= Numerius Negidius =

Name used in hypothetical lawsuits in Ancient Rome

Numerius Negidius is a name used in Roman jurisprudence to refer to the defendant in a hypothetical lawsuit. It based on a play on words: Numerius is a Roman praenomen, or forename, resembling the verb numero, "I pay"; while Negidius has the form of a gentile name formed from the verb nego, "I refuse". Thus, Numerius Negidius is a personal name that can also be interpreted to mean "he who refuses to pay".

The plaintiff would be referred to as Aulus Agerius. Aulus is also a praenomen, while Agerius suggests the Latin verb ago, "I set in motion", as it is the plaintiff who initiates a lawsuit.

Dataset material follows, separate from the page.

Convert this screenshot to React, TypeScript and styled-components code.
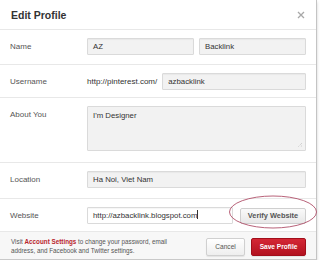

One well-known legal formula, a model instruction to the judge in a civil lawsuit, began as follows: si paret Numerium Negidium Aulo Agerio sestertium decem milia dare oportere, meaning, "if it appears that Numerius Negidius ought to pay Aulus Agerius ten thousand sesterces..." In actual use, the names and amounts would be changed to the appropriate values. This formula appears several times in Book IV of Gaius' Institutiones (c. AD 161).

The initials N. N. can also stand for "name unknown" (nomen nescio), a placeholder name roughly equivalent to John or Jane Doe, Thomas Atkins, etc.